TALLAHASSEE, Florida Florida wildlife officials are looking for a few good snake slayers as they enlist the public to combat a proliferation of pythons that have invaded the Florida Everglades.
Combating a surge of pets turned predators, state officials have placed a bounty on the Burmese python in an attempt to eradicate the species from the environmentally sensitive marshy region known as the River of Grass.
The latest attempt will enlist the help of professional python hunters and weekend enthusiasts, who will compete beginning January 12 for the cash in what has been dubbed the "2013 Python Challenge."
The goal of the month-long event is to reduce the number of non-native reptiles that are gobbling up indigenous wildlife at an increasing rate. Winners will receive up to $1,500 for the longest snake, while $1,000 will be awarded to the serpent killer who brings in the largest haul.
"Part of the goal of the Python Challenge is to educate the public to understand why non-native species like Burmese pythons should never be released into the wild and encourage people to report sightings of exotic species," said Kristen Sommers, head of exotic species programs for the Florida Fish and Wildlife Conservation Commission.
Burmese pythons became established in 2000 in the state, which has one of the world's worst invasive reptile and amphibian problems. The problem is believed to have been caused by pet owners who released their snakes into the wild after they grew too large and became too difficult to manage at home.

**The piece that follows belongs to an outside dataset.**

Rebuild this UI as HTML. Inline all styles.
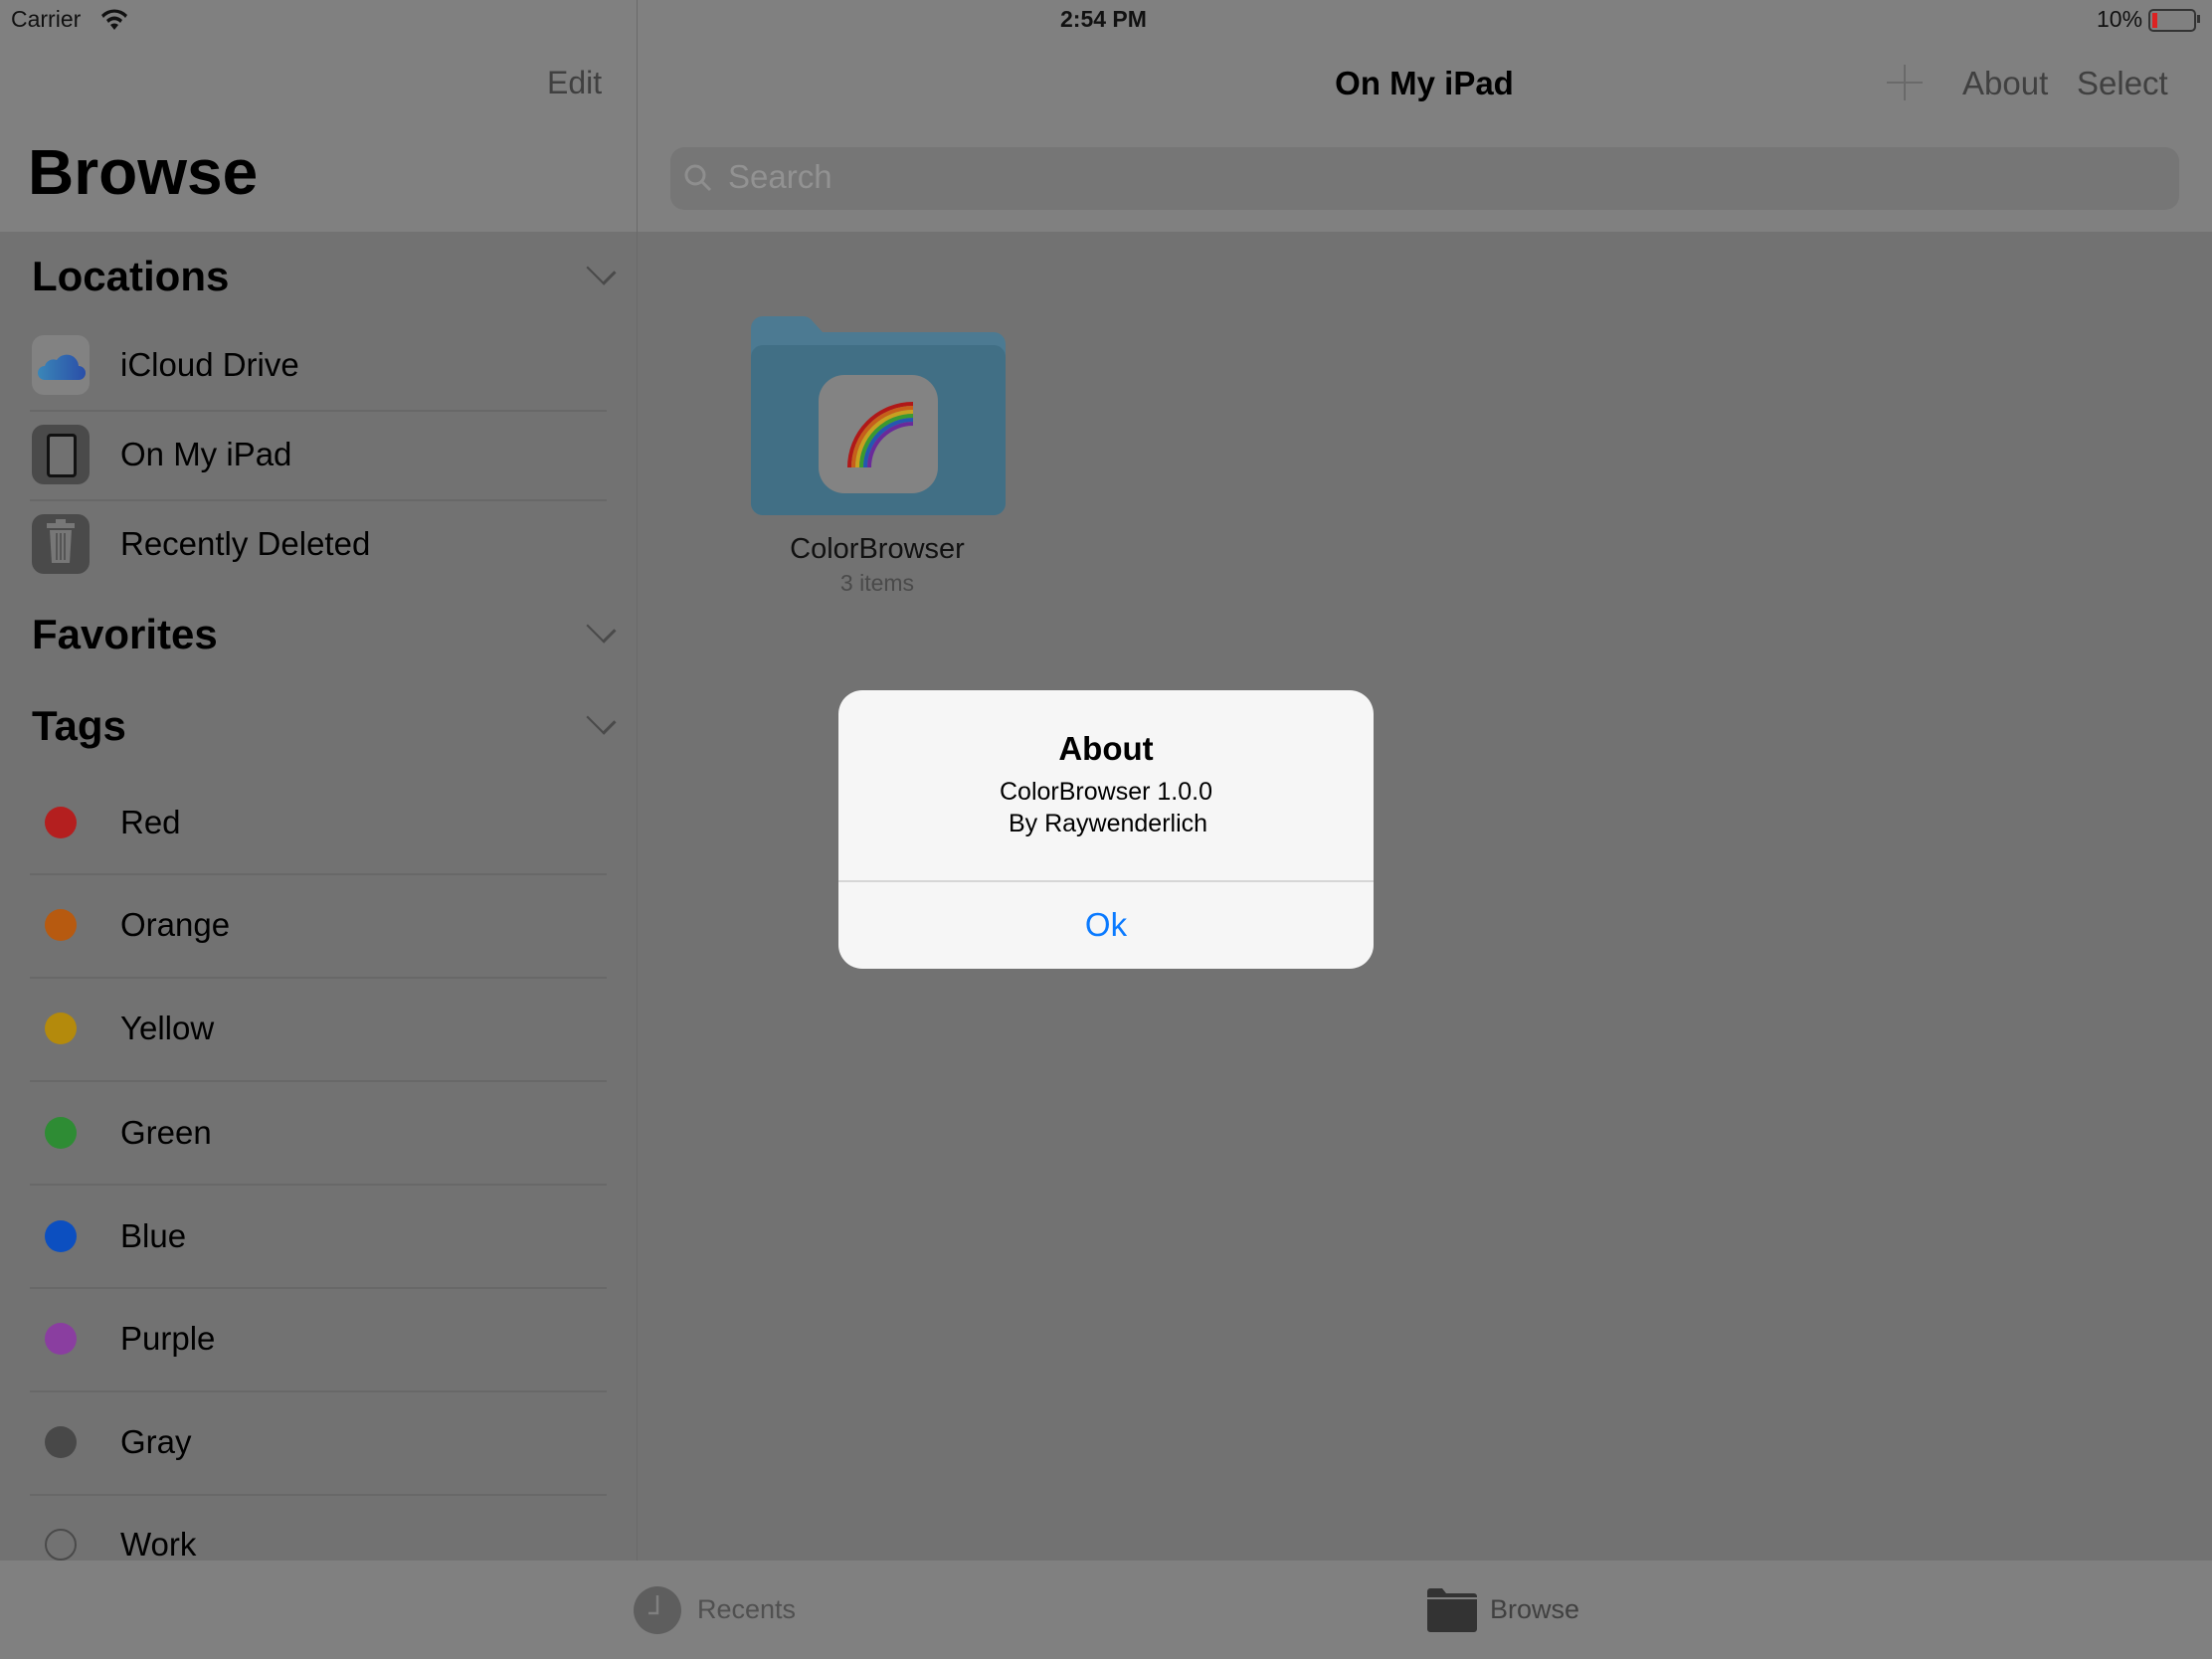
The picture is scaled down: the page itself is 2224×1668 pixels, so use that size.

Federal wildlife officials in January banned the importation of certain species of python, but snakes already released into the wild are wrecking havoc as they have no natural predators.
A Burmese python found in August set a record as the largest such snake ever captured in the state at 17-feet, 7-inches and carrying a record load of 87 eggs, according to researchers at the University of Florida.
The federal ban affects four species - the Burmese python, the yellow anaconda and the northern and southern African pythons.
The challenge is being supported by several environmental groups.
"They are wiping out entire populations of wildlife in portions of the Everglades," said Eric Draper, executive director of Audubon Florida. "Having a hunting season is a start, but wildlife officials need to be doing a lot more."
Among other efforts are catch and release programs that track pythons via radio collar and GPS to find out where they breed. "It's only a matter of time before they move from the Everglades into areas farther north," Draper said.
The hunt is unlikely to stem the reptile invasion, but may help scientists learn more about python migration, said Kristina Serbesoff-King, a director of the Nature Conservancy in Florida.
"From a science point, it's data gathering, it's more information," she said. "But in terms of addressing the expanding population of Burmese pythons, it's not going to solve that problem."